If their needs are met, they don’t wonder if someone else is better. I wish I were like that, but I cling to the illusory crutch that I am comparatively, relatively better, in some tangible way (as a giraffe would say - taller). Everyone has received the memo that this useful lie is to be kept up at all times. Luckily they don’t seem to find it an issue. 
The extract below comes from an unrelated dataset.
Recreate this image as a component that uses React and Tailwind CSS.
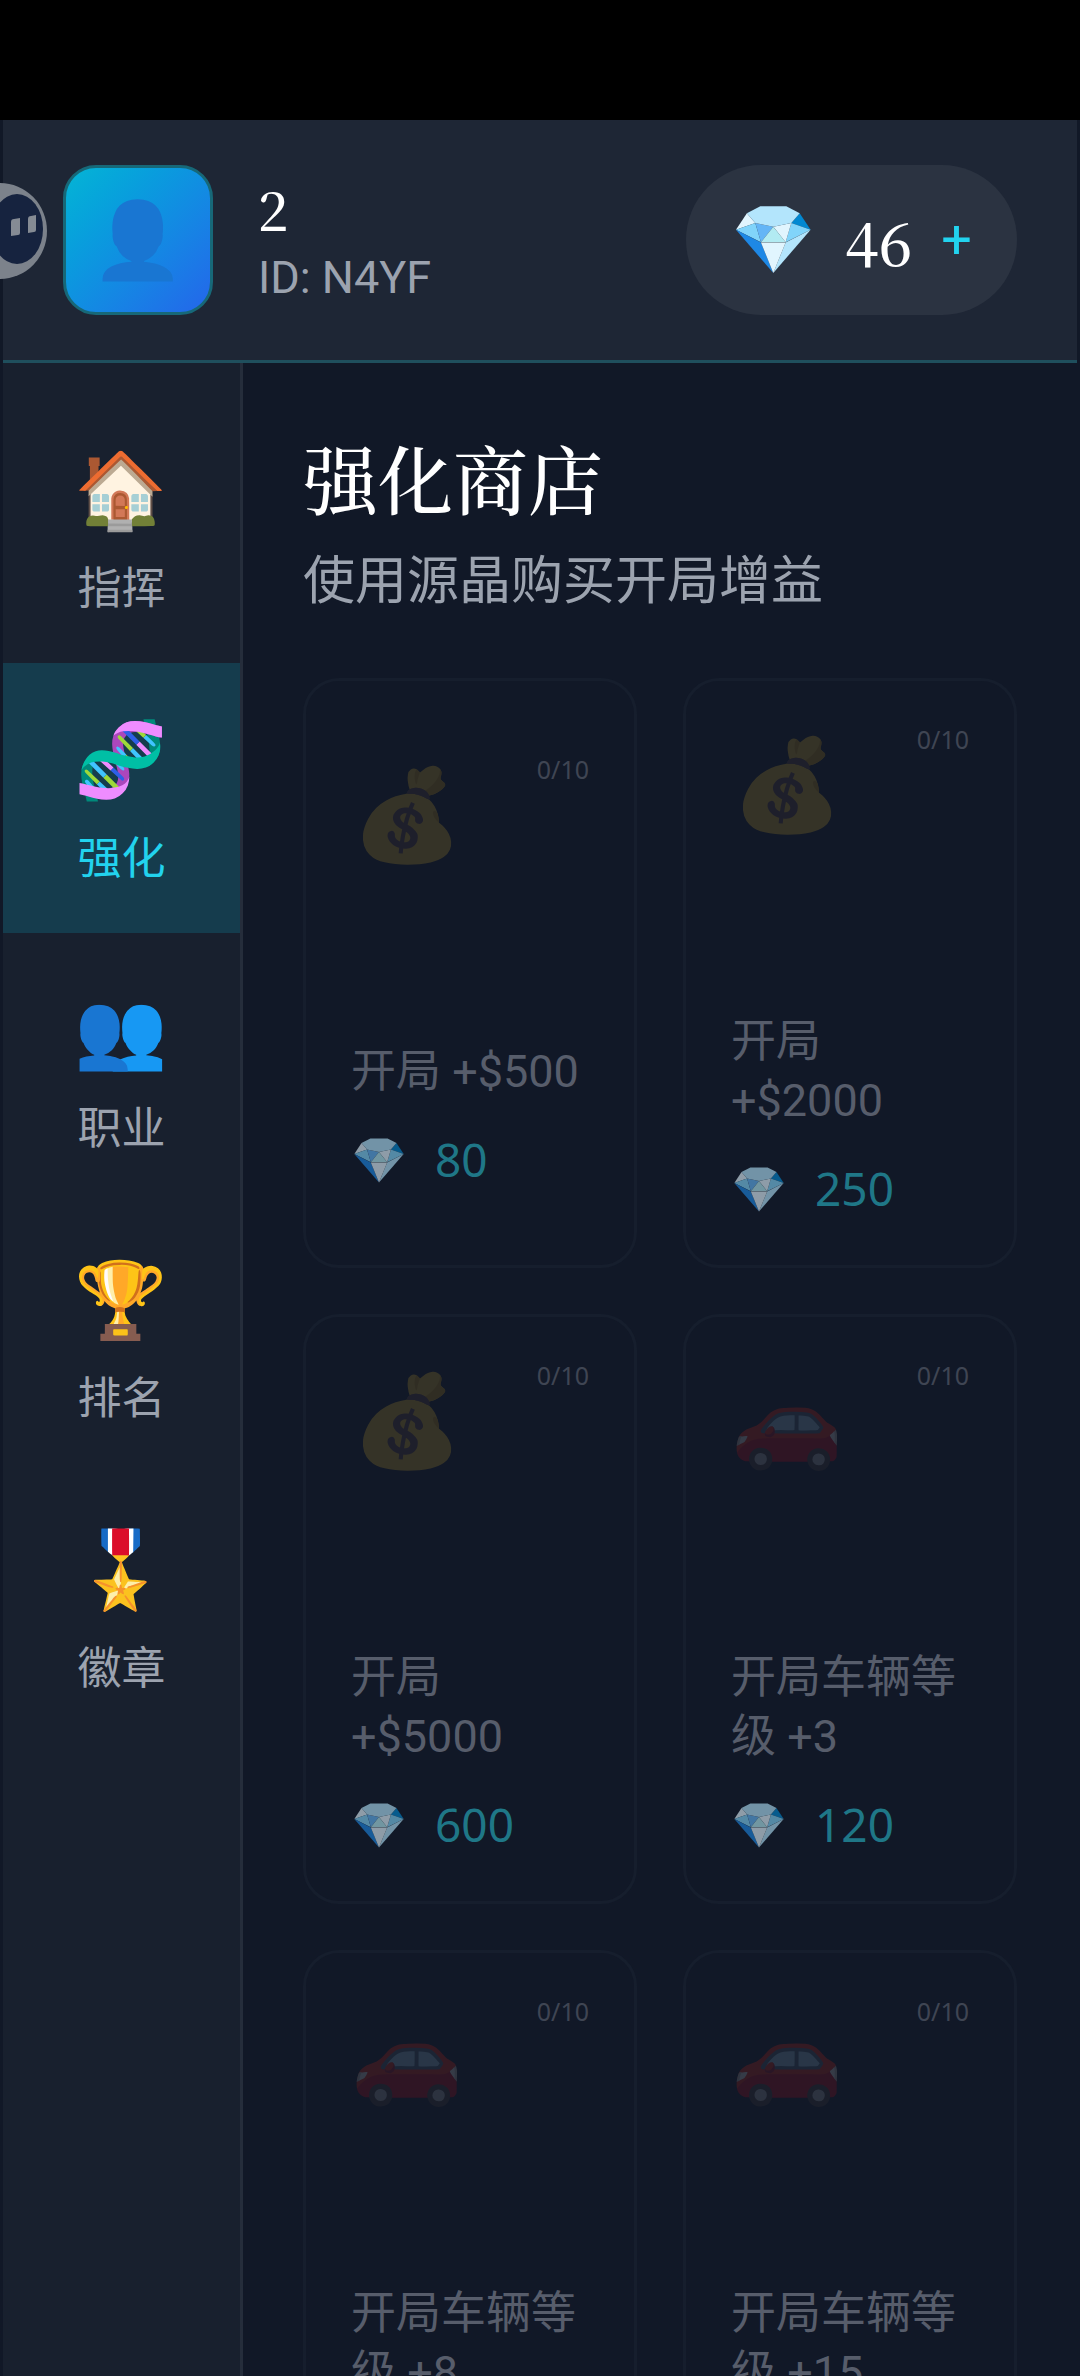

Though N did ask me whether there isn’t something that I bring to the table that is uniquely mine. I hesitated and said… money? He was like, uh, no. Perhaps it’s one clue to solving the problem - like how I never compare myself to trans girls because I literally couldn’t grow a dick if I tried so why bother? (T suggested that I simply must find the dick in everyone else so I stop comparing). We are lovely and different creatures. Maybe one day I’ll see everyone like that - no more tallying up points. Like how when Katarina told Ben that her six year old can cycle 30 km in one day, Ben asked yeah but he can play the lute?

I'd like to feel sure of my intrinsic worth because rationally I think I'm very worthy of love. Even though just writing that makes me doubt myself a little, in the way that birthday parties make me wonder why I'm even worth celebrating.

So next year on my ersatz birthday I'll go all out and get party decorations. I'll send invites well ahead of time and let people know it's my birthday.